The Bristol Engine Company manufactured aeroengines.

General

The company was originally a separate entity called Cosmos Engineering which had been formed from the pre-First World War automobile company, Brazil, Straker and Co.

In 1917 Cosmos was asked to investigate air-cooled radial engines, producing what would become the Bristol Mercury, a 14 cylinder two-row (helical) radial, which they launched in 1918. This engine saw little use, but a smaller and simpler 9 cylinder version known as the Bristol Jupiter was clearly a winning design.

With the post-war rapid contraction of military orders Cosmos Engineering went bankrupt, and the Air Ministry let it be known that it would be a good idea if the Bristol Aeroplane Co purchased them.

The Jupiter competed with the Armstrong Siddeley Jaguar throughout the 1920s, but Bristol put more effort into their design, and by 1929, the Jupiter was clearly superior.

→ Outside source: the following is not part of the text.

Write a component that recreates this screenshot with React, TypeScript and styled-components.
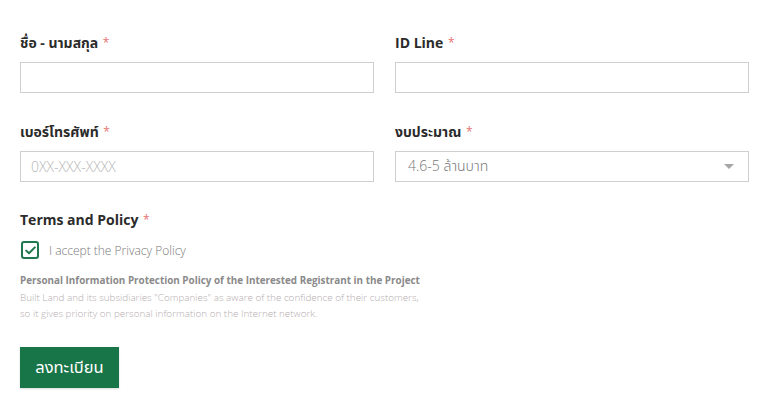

1930s developed a new line of radials based on the sleeve valve principle, which would develop into some of the most powerful piston engines in the world, and continued to be sold into the 1960s.

1956 the division was renamed Bristol Aero Engines

1958 It then merged with Armstrong Siddeley Motors to form Bristol Siddeley as a counterpart of the airframe-producing company mergers that formed BAC.

1966 Bristol Siddeley was purchased by Rolls-Royce, leaving the latter as the only major aero-engine company in Britain.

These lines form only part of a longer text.